* Task description: Repeat all of the material below exactly as written, images excluded.

[Web page code records]
_ _ _ _ _ _ _
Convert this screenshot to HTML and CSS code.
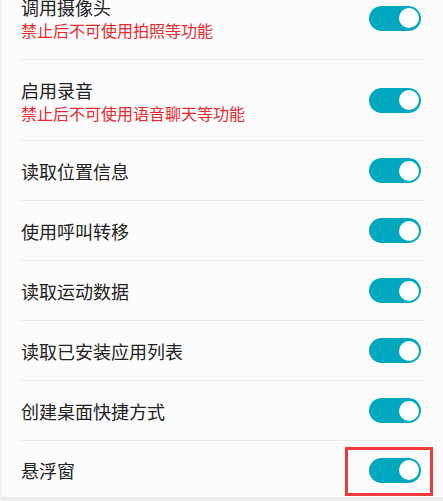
FILE: index.html
```html
<!DOCTYPE html>
<html lang="zh-CN">
<head>
<meta charset="utf-8">
<link rel="stylesheet" href="styles.css">
</head>
<body>
<div class="page">
  <ul class="list">
    <li class="row row-double row-first">
      <div class="text">
        <div class="title">调用摄像头</div>
        <div class="sub">禁止后不可使用拍照等功能</div>
      </div>
      <span class="toggle"><span class="knob"></span></span>
    </li>
    <li class="row row-double">
      <div class="text">
        <div class="title">启用录音</div>
        <div class="sub">禁止后不可使用语音聊天等功能</div>
      </div>
      <span class="toggle"><span class="knob"></span></span>
    </li>
    <li class="row"><div class="title">读取位置信息</div><span class="toggle"><span class="knob"></span></span></li>
    <li class="row"><div class="title">使用呼叫转移</div><span class="toggle"><span class="knob"></span></span></li>
    <li class="row"><div class="title">读取运动数据</div><span class="toggle"><span class="knob"></span></span></li>
    <li class="row"><div class="title">读取已安装应用列表</div><span class="toggle"><span class="knob"></span></span></li>
    <li class="row"><div class="title">创建桌面快捷方式</div><span class="toggle"><span class="knob"></span></span></li>
    <li class="row row-last"><div class="title">悬浮窗</div><span class="toggle"><span class="knob"></span></span></li>
  </ul>
  <div class="highlight"></div>
  <div class="footer"></div>
</div>
</body>
</html>
```
FILE: styles.css
```css
html, body {
  margin: 0;
  padding: 0;
  background: #fcfcfc;
  overflow: hidden;
}
body {
  width: 443px;
  height: 501px;
  font-family: "Noto Sans CJK SC", "Noto Sans", sans-serif;
}
.page {
  position: relative;
  width: 443px;
  height: 501px;
  box-sizing: border-box;
  border-left: 2px solid #edf2f7;
  background: #fcfcfc;
  overflow: hidden;
  display: flex;
  flex-direction: column;
}
.list {
  list-style: none;
  margin: -23px 0 0 0;
  padding: 0;
}
.row {
  display: flex;
  align-items: center;
  justify-content: space-between;
  margin: 0 19px 0 19px;
  height: 59px;
  border-bottom: 1px solid #ebebeb;
}
.row-double {
  height: 80px;
  align-items: stretch;
}
.row-first {
  height: 82px;
}
.row-double .text {
  padding-top: 19px;
}
.row-double .toggle {
  align-self: center;
}
.row-last {
  height: 56px;
  border-bottom: none;
  padding-top: 1px;
}
.title {
  font-size: 18px;
  line-height: 22px;
  color: #222;
}
.sub {
  margin-top: 2px;
  font-size: 16px;
  line-height: 20px;
  color: #e8292e;
}
.toggle {
  display: flex;
  align-items: center;
  justify-content: flex-end;
  box-sizing: border-box;
  width: 52px;
  height: 25px;
  margin-right: 3px;
  padding-right: 2px;
  border-radius: 13px;
  background: #00a8bf;
  flex-shrink: 0;
}
.knob {
  width: 20px;
  height: 20px;
  border-radius: 50%;
  background: #fff;
}
.highlight {
  position: absolute;
  left: 343px;
  top: 447px;
  width: 88px;
  height: 49px;
  box-sizing: border-box;
  border: 3px solid #f0393b;
}
.footer {
  position: absolute;
  left: -2px;
  right: 0;
  bottom: 0;
  height: 4px;
  background: #ececec;
}
```
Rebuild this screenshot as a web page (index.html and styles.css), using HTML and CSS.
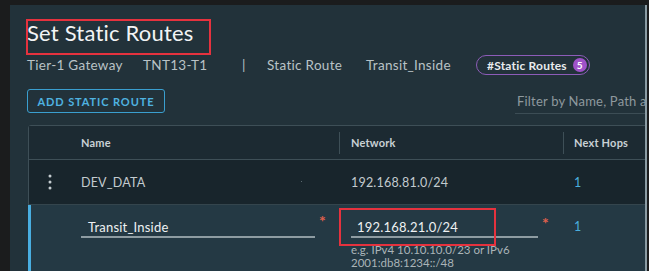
_ _ _ _ _ _ _
* Written reply:
Convert this screenshot to HTML and CSS code.
FILE: index.html
```html
<!DOCTYPE html>
<html lang="zh-CN">
<head>
<meta charset="utf-8">
<link rel="stylesheet" href="styles.css">
</head>
<body>
<div class="page">
  <ul class="list">
    <li class="row row-double row-first">
      <div class="text">
        <div class="title">调用摄像头</div>
        <div class="sub">禁止后不可使用拍照等功能</div>
      </div>
      <span class="toggle"><span class="knob"></span></span>
    </li>
    <li class="row row-double">
      <div class="text">
        <div class="title">启用录音</div>
        <div class="sub">禁止后不可使用语音聊天等功能</div>
      </div>
      <span class="toggle"><span class="knob"></span></span>
    </li>
    <li class="row"><div class="title">读取位置信息</div><span class="toggle"><span class="knob"></span></span></li>
    <li class="row"><div class="title">使用呼叫转移</div><span class="toggle"><span class="knob"></span></span></li>
    <li class="row"><div class="title">读取运动数据</div><span class="toggle"><span class="knob"></span></span></li>
    <li class="row"><div class="title">读取已安装应用列表</div><span class="toggle"><span class="knob"></span></span></li>
    <li class="row"><div class="title">创建桌面快捷方式</div><span class="toggle"><span class="knob"></span></span></li>
    <li class="row row-last"><div class="title">悬浮窗</div><span class="toggle"><span class="knob"></span></span></li>
  </ul>
  <div class="highlight"></div>
  <div class="footer"></div>
</div>
</body>
</html>
```
FILE: styles.css
```css
html, body {
  margin: 0;
  padding: 0;
  background: #fcfcfc;
  overflow: hidden;
}
body {
  width: 443px;
  height: 501px;
  font-family: "Noto Sans CJK SC", "Noto Sans", sans-serif;
}
.page {
  position: relative;
  width: 443px;
  height: 501px;
  box-sizing: border-box;
  border-left: 2px solid #edf2f7;
  background: #fcfcfc;
  overflow: hidden;
  display: flex;
  flex-direction: column;
}
.list {
  list-style: none;
  margin: -23px 0 0 0;
  padding: 0;
}
.row {
  display: flex;
  align-items: center;
  justify-content: space-between;
  margin: 0 19px 0 19px;
  height: 59px;
  border-bottom: 1px solid #ebebeb;
}
.row-double {
  height: 80px;
  align-items: stretch;
}
.row-first {
  height: 82px;
}
.row-double .text {
  padding-top: 19px;
}
.row-double .toggle {
  align-self: center;
}
.row-last {
  height: 56px;
  border-bottom: none;
  padding-top: 1px;
}
.title {
  font-size: 18px;
  line-height: 22px;
  color: #222;
}
.sub {
  margin-top: 2px;
  font-size: 16px;
  line-height: 20px;
  color: #e8292e;
}
.toggle {
  display: flex;
  align-items: center;
  justify-content: flex-end;
  box-sizing: border-box;
  width: 52px;
  height: 25px;
  margin-right: 3px;
  padding-right: 2px;
  border-radius: 13px;
  background: #00a8bf;
  flex-shrink: 0;
}
.knob {
  width: 20px;
  height: 20px;
  border-radius: 50%;
  background: #fff;
}
.highlight {
  position: absolute;
  left: 343px;
  top: 447px;
  width: 88px;
  height: 49px;
  box-sizing: border-box;
  border: 3px solid #f0393b;
}
.footer {
  position: absolute;
  left: -2px;
  right: 0;
  bottom: 0;
  height: 4px;
  background: #ececec;
}
```
Rebuild this screenshot as a web page (index.html and styles.css), using HTML and CSS.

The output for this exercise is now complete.